The more literal alias works too:

./run-openortho

After an editable install with the virtual environment active, these console commands are also available:

openortho
happysmile
orthoplan serve

Manual setup remains:

python3.11 -m venv .venv
source .venv/bin/activate
pip install -e ".[dev]"
orthoplan serve

Then open:

http://127.0.0.1:8000

If your shell has a working python3 but not python, use:

python3 -m venv .venv
source .venv/bin/activate
pip install -e ".[dev]"
orthoplan serve --host 127.0.0.1 --port 8000

If venv creation fails partway through, remove the broken environment and recreate it:

rm -rf .venv
python3.11 -m venv .venv
source .venv/bin/activate
pip install -e ".[dev]"
orthoplan serve

Run tests:

pytest
cd ui
npm test
cd ..
python3 tools/check_maintainability.py

Local Mesh Workspace

Plan JSON never stores mesh bytes. To render real per-tooth STL meshes locally, register each STL in a local mesh workspace, then link the returned id in the plan's mesh_assets and tooth_meshes.

orthoplan register-mesh path/to/tooth_11.stl --workspace .orthoplan-meshes
ORTHOPLAN_MESH_WORKSPACE=.orthoplan-meshes orthoplan serve

The dev server exposes registered meshes only by asset id at /api/mesh/<mesh_asset_id>. The UI renders real linked STL meshes when available and falls back to schematic proxy teeth when no registered mesh can be loaded.

Contribute Your Data

Modern clear-aligner planning systems succeed partly because they learn from a large base of scans, planned setups, refinements, and outcomes. OpenSource Ortho needs an open, privacy-preserving version of that evidence base. For a general user, the most helpful contributions are, from most to least useful:

1. Before-and-after STL scans: upper and lower scans from before treatment and after treatment, ideally from the same scanner/export format.
2. Progress or refinement scans: any mid-treatment scan, refinement scan, or scan taken when trays stopped tracking.
3. The intended plan in a non-proprietary form: an OpenSource Ortho plan JSON, a hand-entered summary, or notes listing stage count, wear interval, which teeth moved, attachments, IPR/spacing, and any locked teeth.
4. Outcome notes: whether refinements were needed, whether trays tracked, what changed mid-treatment, scanner model, scan units, and known scan quirks - without patient identity.
5. Initial STL scans only: still useful for segmentation, scale, mesh-quality, and arch-form benchmarks, but they cannot teach outcome prediction by themselves.
6. Optional imaging-derived anatomy: reviewed CBCT/DICOM-derived root/bone records only when you have the right to share them and PHI has been removed.

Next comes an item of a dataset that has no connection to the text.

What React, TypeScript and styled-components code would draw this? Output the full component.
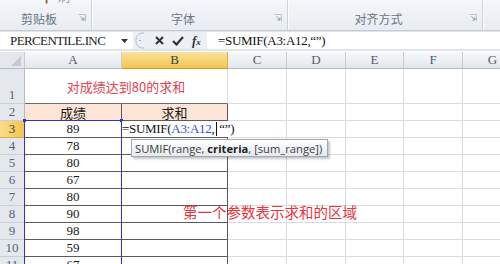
import React from "react";
import styled, { createGlobalStyle } from "styled-components";

const serif = `"Liberation Serif", "DejaVu Serif", "Noto Sans CJK SC", serif`;
const cjk = `"Noto Sans CJK SC", sans-serif`;

const GlobalStyle = createGlobalStyle`
  body {
    margin: 0;
    background: #fff;
    overflow: hidden;
  }
`;

const columns = ["A", "B", "C", "D", "E", "F", "G"];
const colWidths = [97, 106, 59, 59, 58, 59, 60];
const scores = ["89", "78", "80", "67", "80", "90", "98", "59", "67"];

const ribbonGroups = [
    {label: "剪贴板", width: 92},
    {label: "字体", width: 196},
    {label: "对齐方式", width: 195},
    {label: "", width: 40},
]

function Launcher() {
    return (
        <svg width="8" height="8" viewBox="0 0 8 8">
            <path d="M0.5 0.5 H7.5 V7.5" fill="none" stroke="#b9c1cb"/>
            <path d="M2.5 2.5 L6 6 M6 3.5 V6 H3.5" fill="none" stroke="#8a96a4"/>
        </svg>
    )
}

function App() {
    return (
        <Page>
            <GlobalStyle/>
            <Ribbon>
                {ribbonGroups.map((g, i) => (
                    <Group key={i} $w={g.width}>
                        <GroupTop>
                            {i === 0 && <PainterButton>
                                <svg width="12" height="14" viewBox="0 0 12 14">
                                    <path d="M1 3 L6 0 L11 3 L6 6 Z" fill="#9aa4b0"/>
                                    <path d="M5 6 V13" stroke="#8a6a3a" strokeWidth="2"/>
                                </svg>
                                <span>格式刷</span>
                            </PainterButton>}
                        </GroupTop>
                        <GroupFoot>
                            <GroupLabel>{g.label}</GroupLabel>
                            {g.label && <Launcher/>}
                        </GroupFoot>
                    </Group>
                ))}
            </Ribbon>

            <FormulaBar>
                <NameBox>
                    <span>PERCENTILE.INC</span>
                    <svg width="7" height="4" viewBox="0 0 7 4">
                        <path d="M0 0 H7 L3.5 4 Z" fill="#333"/>
                    </svg>
                </NameBox>
                <Grip>
                    <svg width="10" height="17" viewBox="0 0 10 17">
                        <path d="M9 1 C3 1 1 4 1 8.5 C1 13 3 16 9 16" fill="none" stroke="#b5bdc7"/>
                        <path d="M4 8.5 H6" stroke="#9ea7b2"/>
                    </svg>
                </Grip>
                <BarButtons>
                    <svg width="9" height="9" viewBox="0 0 9 9">
                        <path d="M1 1 L8 8 M8 1 L1 8" stroke="#333" strokeWidth="2"/>
                    </svg>
                    <svg width="12" height="10" viewBox="0 0 12 10">
                        <path d="M1 5 L4.5 8.5 L11 1" fill="none" stroke="#333" strokeWidth="2.2"/>
                    </svg>
                    <Fx>f<sub>x</sub></Fx>
                </BarButtons>
                <FormulaInput>=SUMIF(A3:A12,“”)</FormulaInput>
            </FormulaBar>

            <Sheet>
                <Corner>
                    <svg width="10" height="10" viewBox="0 0 10 10">
                        <path d="M10 0 V10 H0 Z" fill="#c3c9d1"/>
                    </svg>
                </Corner>
                {columns.map((c, i) => (
                    <ColHead key={c} $active={c === "B"} style={{width: colWidths[i]}}>{c}</ColHead>
                ))}

                <RowHead $bottom>1</RowHead>
                <Cell $span={2} $color="#e2434f" $bottomLine="#6b6b6b" $cjk>对成绩达到80的求和</Cell>
                {columns.slice(2).map(c => <Cell key={c}/>)}

                <RowHead>2</RowHead>
                <Cell $bg="#fce4d6" $rightLine="#5b5b5b" $bottomLine="#5b5b5b" $cjk>成绩</Cell>
                <Cell $bg="#fce4d6" $rightLine="#5b5b5b" $bottomLine="#5b5b5b" $cjk>求和</Cell>
                {columns.slice(2).map(c => <Cell key={c}/>)}

                {scores.map((s, r) => (
                    <React.Fragment key={r}>
                        <RowHead $active={r === 0}>{r + 3}</RowHead>
                        <Cell $rightLine="#5b5b5b" $bottomLine="#5b5b5b">{s}</Cell>
                        {r === 0 ? (
                            <EditCell $rightLine="#5b5b5b" $bottomLine="#5b5b5b">
                                <EditText>
                                    =SUMIF(<RefText>A3:A12</RefText>,<Caret/>“”)
                                </EditText>
                            </EditCell>
                        ) : (
                            <Cell $rightLine="#5b5b5b" $bottomLine="#5b5b5b"/>
                        )}
                        {columns.slice(2).map(c => <Cell key={c}/>)}
                    </React.Fragment>
                ))}

                <RangeOutline>
                    <Handle $side="left"/>
                    <Handle $side="right"/>
                </RangeOutline>

                <Tip>SUMIF(range, <b>criteria</b>, [sum_range])</Tip>
                <Note>第一个参数表示求和的区域</Note>
            </Sheet>
        </Page>
    );
}

const Page = styled.div`
  width: 500px;
  height: 264px;
  overflow: hidden;
  background: #fff;
`

const Ribbon = styled.div`
  display: flex;
  height: 30px;
  background: linear-gradient(#f4f6f9, #e8ecf1);
  border-bottom: 1px solid #c5ccd5;
  overflow: hidden;
`

const Group = styled.div<{ $w: number }>`
  width: ${p => p.$w}px;
  flex-shrink: 0;
  display: flex;
  flex-direction: column;
  border-right: 1px solid #cdd3db;
  box-shadow: 1px 0 0 #fafbfc;
  box-sizing: border-box;
`

const GroupTop = styled.div`
  height: 8px;
  overflow: hidden;
  position: relative;
`

const PainterButton = styled.div`
  display: flex;
  align-items: flex-end;
  gap: 5px;
  margin: -11px 0 0 42px;
  height: 16px;
  font: 12px ${cjk};
  color: #8d97a3;
  line-height: 16px;
`

const GroupFoot = styled.div`
  flex: 1;
  display: flex;
  align-items: center;
  padding: 0 5px 2px 0;
`

const GroupLabel = styled.div`
  flex: 1;
  text-align: center;
  font: 12px ${cjk};
  color: #6a7584;
`

const FormulaBar = styled.div`
  display: flex;
  height: 17px;
  padding: 1px 0 2px;
  background: #dfe4ea;
`

const NameBox = styled.div`
  width: 133px;
  box-sizing: border-box;
  display: flex;
  align-items: center;
  justify-content: space-between;
  padding: 0 5px 0 10px;
  background: #fff;
  font: 13px ${serif};
  letter-spacing: -0.6px;
  color: #222;
`

const Grip = styled.div`
  width: 20px;
  display: flex;
  align-items: center;
  padding-left: 2px;
  background: #eceff3;
`

const BarButtons = styled.div`
  width: 52px;
  display: flex;
  align-items: center;
  gap: 8px;
  background: #eceff3;
`

const Fx = styled.span`
  font: italic bold 13px ${serif};
  color: #333;
  line-height: 1;

  sub {
    font-size: 9px;
    vertical-align: baseline;
  }
`

const FormulaInput = styled.div`
  flex: 1;
  display: flex;
  align-items: center;
  padding-left: 11px;
  background: #fff;
  font: 13px ${serif};
  letter-spacing: -0.3px;
  color: #111;
`

const Sheet = styled.div`
  position: relative;
  display: grid;
  grid-template-columns: 25px ${colWidths.map(w => w + "px").join(" ")};
  grid-template-rows: 17px 35px repeat(10, 17px);
  margin-top: 1px;
`

const Corner = styled.div`
  display: flex;
  align-items: flex-end;
  justify-content: flex-end;
  padding: 0 3px 2px 0;
  background: #e4e8ed;
  border-right: 1px solid #c6ccd4;
  border-bottom: 1px solid #b3bbc5;
`

const ColHead = styled.div<{ $active?: boolean }>`
  box-sizing: border-box;
  display: flex;
  align-items: center;
  justify-content: center;
  font: 13px ${serif};
  color: ${p => p.$active ? "#3b3b3b" : "#4f5d6e"};
  background: ${p => p.$active
    ? "linear-gradient(#fae29c, #f3c54f)"
    : "linear-gradient(#f7f8fa, #e3e7ec)"};
  border-right: 1px solid ${p => p.$active ? "#dcae3e" : "#c6ccd4"};
  border-bottom: 1px solid ${p => p.$active ? "#d29a26" : "#b3bbc5"};
`

const RowHead = styled.div<{ $active?: boolean; $bottom?: boolean }>`
  display: flex;
  justify-content: center;
  align-items: ${p => p.$bottom ? "flex-end" : "center"};
  font: 13px ${serif};
  color: ${p => p.$active ? "#3b3b3b" : "#566478"};
  background: ${p => p.$active ? "linear-gradient(90deg, #f9dc8c, #f3c54f)" : "#e4e8ed"};
  border-right: 1px solid ${p => p.$active ? "#d29a26" : "#b3bbc5"};
  border-bottom: 1px solid ${p => p.$active ? "#dcae3e" : "#c9cfd7"};
`

const Cell = styled.div<{
    $span?: number;
    $bg?: string;
    $color?: string;
    $rightLine?: string;
    $bottomLine?: string;
    $cjk?: boolean;
}>`
  grid-column: span ${p => p.$span || 1};
  display: flex;
  align-items: center;
  justify-content: center;
  overflow: hidden;
  white-space: nowrap;
  background: ${p => p.$bg || "#fff"};
  color: ${p => p.$color || "#1a1a1a"};
  font: 13px ${p => p.$cjk ? cjk : serif};
  border-right: 1px solid ${p => p.$rightLine || "#dadcdf"};
  border-bottom: 1px solid ${p => p.$bottomLine || "#dadcdf"};
`

const EditCell = styled(Cell)`
  justify-content: flex-start;
  overflow: visible;
  position: relative;
  z-index: 2;
`

const EditText = styled.span`
  display: flex;
  align-items: center;
  height: 100%;
  padding-right: 3px;
  background: #fff;
  font: 13px ${serif};
  letter-spacing: -0.3px;
  color: #111;
`

const RefText = styled.span`
  color: #2f4fd0;
`

const Caret = styled.span`
  display: inline-block;
  width: 1px;
  height: 14px;
  margin: 0 2px;
  background: #111;
`

const RangeOutline = styled.div`
  position: absolute;
  left: 24px;
  top: 68px;
  width: 98px;
  height: 200px;
  box-sizing: border-box;
  border: 1px solid #3434c4;
  pointer-events: none;
  z-index: 1;
`

const Handle = styled.div<{ $side: "left" | "right" }>`
  position: absolute;
  top: -2px;
  ${p => p.$side}: -2px;
  width: 3px;
  height: 3px;
  background: #3434c4;
`

const Tip = styled.div`
  position: absolute;
  left: 131px;
  top: 87px;
  z-index: 3;
  height: 18px;
  box-sizing: border-box;
  display: flex;
  align-items: center;
  padding: 0 5px 0 3px;
  background: linear-gradient(#ffffff, #e6e9ee);
  border: 1px solid #9ea8b5;
  box-shadow: 2px 2px 2px rgba(0, 0, 0, 0.22);
  font: 11.2px "Open Sans", "Noto Sans", sans-serif;
  color: #3d3d3d;
  white-space: pre;

  b {
    font-weight: 700;
    color: #222;
  }
`

const Note = styled.div`
  position: absolute;
  left: 183px;
  top: 153px;
  z-index: 2;
  font: 14.5px ${cjk};
  line-height: 1;
  color: #e8343e;
`

export default App;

Privacy is enforced in code, not just requested. The manifest model (orthoplan/model/dataset.py) stores redacted metadata only (never mesh bytes), reduces filenames to a basename, forbids unknown fields, and has no name, date-of-birth, contact, or record-number fields by construction (locked by a test). Register a contribution locally to generate a stable spec-<uuid> id, hash each STL, and write the manifest:

orthoplan register-contribution upper.stl lower.stl \
  --arch maxillary --units mm --i-confirm-no-phi \
  --out datasets/<your-folder>/manifest.json

The --i-confirm-no-phi flag is required and asserts you have removed patient-identifying information. For long-term usefulness, put each case in a folder named by that specimen id and use standard file labels such as initial-upper.stl, initial-lower.stl, final-upper.stl, progress-01-upper.stl, and plan-summary.json. See docs/DATA_CONTRIBUTION.md for the full case-bundle standard, manifest schema, and privacy rules, and docs/SAFETY.md before sharing anything.

New to dental terminology? The Glossary explains key terms (IPR, tip, torque, crowding, FDI numbering) and includes a tooth-numbering diagram; it is also reachable in the app via the Key Terms sidebar button.

Contributing

Contributions are welcome. See CONTRIBUTING.md for the branch and pull-request conventions, the contribution-type tags, the safety rules that are enforced by code and review, and how to run the same checks CI runs. Commit history is the canonical record of changes (git log).